Vendor catalogs are wrong about 15% of the time for non-standard trims. I counted specifically across three major online plumbing supply sites for the Eurodisc line. One listed the 46 727 000 (flow regulator) as compatible with all 33 760 series models. In practice, the 2019–2020 models need the 46 729 000 version because the internal bore changed by about 1mm.

The part number on the faucet body stamp matters more than the model name. Every Eurodisc faucet has a small stamped code on the side of the base. That code—usually a six-digit number—tells you the exact manufacturing batch and internal spec. If you match that code, you’ll get the right parts every time. If you only use the model name, you’re gambling.

Don’t trust "universal" kits for Eurodisc repairs. I tried a third-party universal cartridge advertised as compatible. The sealing surface was slightly undersized. We installed it, ran the water, and had a slow leak at the handle after 48 hours. The client’s alternative was a $120 service call to swap it back to Grohe OEM. That mistake cost us the profit on the whole job.

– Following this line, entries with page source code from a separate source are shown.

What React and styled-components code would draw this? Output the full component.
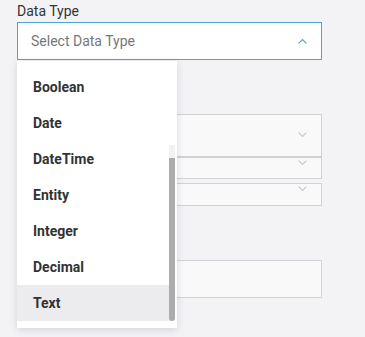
import React from "react";
import styled, { createGlobalStyle } from "styled-components";

const Global = createGlobalStyle`
  html, body { margin: 0; padding: 0; background: #f3f3f6; }
  body { font-family: Roboto, "Liberation Sans", sans-serif; }
`;

const Page = styled.div`
  box-sizing: border-box;
  width: 322px;
  min-height: 337px;
  padding: 3px 0 0 17px;
`;

const Label = styled.div`
  font-size: 14px;
  line-height: 16px;
  color: #333;
`;

const SelectWrap = styled.div`
  position: relative;
  z-index: 2;
  margin-top: 3px;
`;

const Select = styled.div`
  box-sizing: border-box;
  height: 38px;
  background: #fff;
  border: 1px solid #4ba7cb;
  display: flex;
  align-items: center;
  justify-content: space-between;
  padding: 0 14px 0 13px;
  font-size: 14px;
  color: #777;
`;

const Menu = styled.div`
  position: absolute;
  top: calc(100% + 1px);
  left: 0;
  width: 160px;
  height: 267px;
  background: #fff;
  box-shadow: 0 2px 7px rgba(60, 80, 100, 0.18);
  display: flex;
`;

const List = styled.ul`
  list-style: none;
  margin: 0;
  padding: 8px 0 0;
  flex: 1;
`;

const Item = styled.li`
  height: 36px;
  display: flex;
  align-items: center;
  padding-left: 16px;
  font-size: 14px;
  font-weight: 700;
  color: #333;
  background: ${(p) => (p.$active ? "#ececee" : "transparent")};
`;

const Scroll = styled.div`
  width: 6px;
  margin: 84px 2px 0 0;
  height: 176px;
  background: #f1f1f1;
  display: flex;
  flex-direction: column;
  justify-content: flex-end;
`;

const Thumb = styled.div`
  height: 163px;
  background: #acacac;
  border-radius: 0 0 3px 3px;
`;

const Fields = styled.div`
  margin-top: 54px;
  display: flex;
  flex-direction: column;
`;

const Box = styled.div`
  box-sizing: border-box;
  height: ${(p) => p.$h}px;
  margin-top: ${(p) => p.$mt || 0}px;
  background: #f9f9fa;
  border: 1px solid #d2d2d6;
  display: flex;
  justify-content: flex-end;
  align-items: flex-start;
  padding: ${(p) => p.$ct}px 14px 0 0;
`;

const Chevron = ({ up, color }) => (
  <svg width="9" height="5" viewBox="0 0 9 5" style={{ display: "block" }}>
    <polyline
      points={up ? "0.6,4.4 4.5,0.6 8.4,4.4" : "0.6,0.6 4.5,4.4 8.4,0.6"}
      fill="none"
      stroke={color}
      strokeWidth="1.2"
    />
  </svg>
);

const items = ["Boolean", "Date", "DateTime", "Entity", "Integer", "Decimal", "Text"];

export default function App() {
  return (
    <>
      <Global />
      <Page>
        <Label>Data Type</Label>
        <SelectWrap>
          <Select>
            <span>Select Data Type</span>
            <Chevron up color="#4ba7cb" />
          </Select>
          <Menu>
            <List>
              {items.map((t) => (
                <Item key={t} $active={t === "Text"}>
                  {t}
                </Item>
              ))}
            </List>
            <Scroll>
              <Thumb />
            </Scroll>
          </Menu>
        </SelectWrap>
        <Fields>
          <Box $h={43} $ct={17}>
            <Chevron color="#c8c8cc" />
          </Box>
          <Box $h={22} $ct={2}>
            <Chevron color="#c8c8cc" />
          </Box>
          <Box $h={23} $mt={4} $ct={2}>
            <Chevron color="#c8c8cc" />
          </Box>
          <Box $h={38} $mt={54} $ct={0} />
        </Fields>
      </Page>
    </>
  );
}
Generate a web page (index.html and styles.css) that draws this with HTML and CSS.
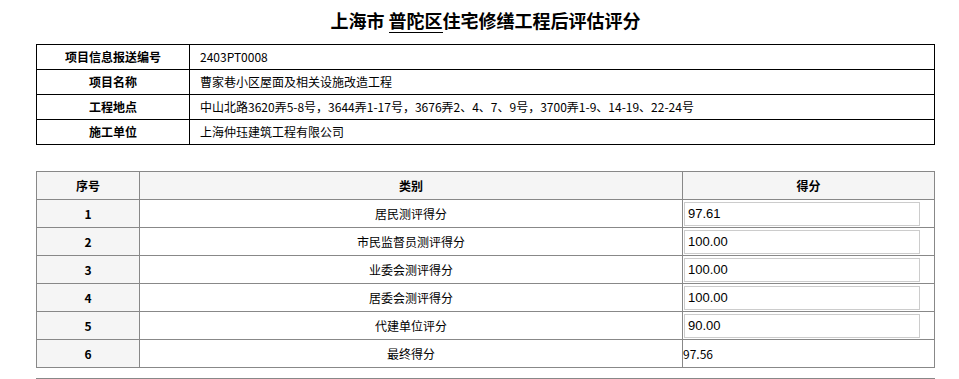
FILE: index.html
```html
<!DOCTYPE html>
<html lang="zh-CN">
<head>
<meta charset="utf-8">
<title>上海市 普陀区住宅修缮工程后评估评分</title>
<link rel="stylesheet" href="styles.css">
</head>
<body>
<div class="page">
  <h1 class="title">上海市 <span class="ul">普陀区</span>住宅修缮工程后评估评分</h1>

  <table class="info">
    <colgroup><col class="c-label"><col class="c-value"></colgroup>
    <tr><th>项目信息报送编号</th><td>2403PT0008</td></tr>
    <tr><th>项目名称</th><td>曹家巷小区屋面及相关设施改造工程</td></tr>
    <tr><th>工程地点</th><td>中山北路3620弄5-8号，3644弄1-17号，3676弄2、4、7、9号，3700弄1-9、14-19、22-24号</td></tr>
    <tr><th>施工单位</th><td>上海仲珏建筑工程有限公司</td></tr>
  </table>

  <table class="score">
    <colgroup><col class="c-no"><col class="c-type"><col class="c-score"></colgroup>
    <tr class="head"><th>序号</th><th>类别</th><th>得分</th></tr>
    <tr><th>1</th><td class="type">居民测评得分</td><td class="val"><input class="inp" type="text" value="97.61"></td></tr>
    <tr><th>2</th><td class="type">市民监督员测评得分</td><td class="val"><input class="inp" type="text" value="100.00"></td></tr>
    <tr><th>3</th><td class="type">业委会测评得分</td><td class="val"><input class="inp" type="text" value="100.00"></td></tr>
    <tr><th>4</th><td class="type">居委会测评得分</td><td class="val"><input class="inp" type="text" value="100.00"></td></tr>
    <tr><th>5</th><td class="type">代建单位评分</td><td class="val"><input class="inp" type="text" value="90.00"></td></tr>
    <tr><th>6</th><td class="type">最终得分</td><td class="val final">97.56</td></tr>
  </table>

  <div class="next"></div>
</div>
</body>
</html>
```

FILE: styles.css
```css
html, body {
  margin: 0;
  padding: 0;
  background: #fff;
}
body {
  font-family: "Noto Sans CJK SC", "Noto Sans", sans-serif;
  font-size: 12px;
  color: #000;
}
.page {
  width: 899px;
  padding-left: 36px;
}
.title {
  margin: 8px 0 11px;
  font-size: 18px;
  line-height: 24px;
  font-weight: bold;
  text-align: center;
}
.title .ul {
  display: inline-block;
  line-height: 24px;
  border-bottom: 1px solid #000;
  vertical-align: top;
}
table {
  width: 899px;
  border-collapse: collapse;
  table-layout: fixed;
}
.info th, .info td {
  border: 1px solid #000;
  height: 24px;
  padding: 0;
  line-height: 16px;
}
.info th {
  font-weight: bold;
  text-align: center;
}
.info td {
  padding-left: 10px;
  text-align: left;
}
.c-label { width: 153px; }
.score {
  margin-top: 26px;
}
.c-no { width: 103px; }
.c-type { width: 543px; }
.score th, .score td {
  border: 1px solid #888;
  height: 27px;
  padding: 0;
  line-height: 16px;
}
.score th {
  background: #f5f5f5;
  font-weight: bold;
  text-align: center;
}
.score td.type {
  text-align: center;
}
.score td.val {
  text-align: left;
  padding-left: 1px;
}
.score td.final {
  padding-left: 0;
}
.inp {
  display: block;
  box-sizing: border-box;
  width: 236px;
  height: 24px;
  margin: 0;
  padding: 0 3px;
  border: 1px solid #ccc;
  font-family: "Liberation Sans", Arial, sans-serif;
  font-size: 13px;
  color: #000;
  background: #fff;
  outline: none;
}
.next {
  margin-top: 10px;
  border-top: 1px solid #888;
  height: 1px;
}
```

The one thing that consistently works: find the stamped production code, order OEM parts using the Grohe parts diagram for that specific code, and include the retaining ring kit and any adapter in the same order. It adds 10 minutes to the process but cuts wrong-parts incidents to near zero.

A Final Thought on the Changing Landscape

What was best practice for Grohe repairs in 2020—just match the model name—doesn’t hold in 2025. The product line has evolved. The fundamentals (stamped codes matter, OEM parts are safer) haven’t changed, but the execution has transformed as production runs accumulate. I’ve learned to handle the rush orders for these replacements with more caution now. A 2-day delay on a $40 part isn’t a big deal until it’s holding up a $15,000 room renovation.

The best part of getting this system down? No more mid-install panic when a cartridge arrives and the clip doesn’t seat. There’s something satisfying about a perfectly executed replacement—after all the learning, seeing a job done on time, first try, with no callbacks. That’s the payoff.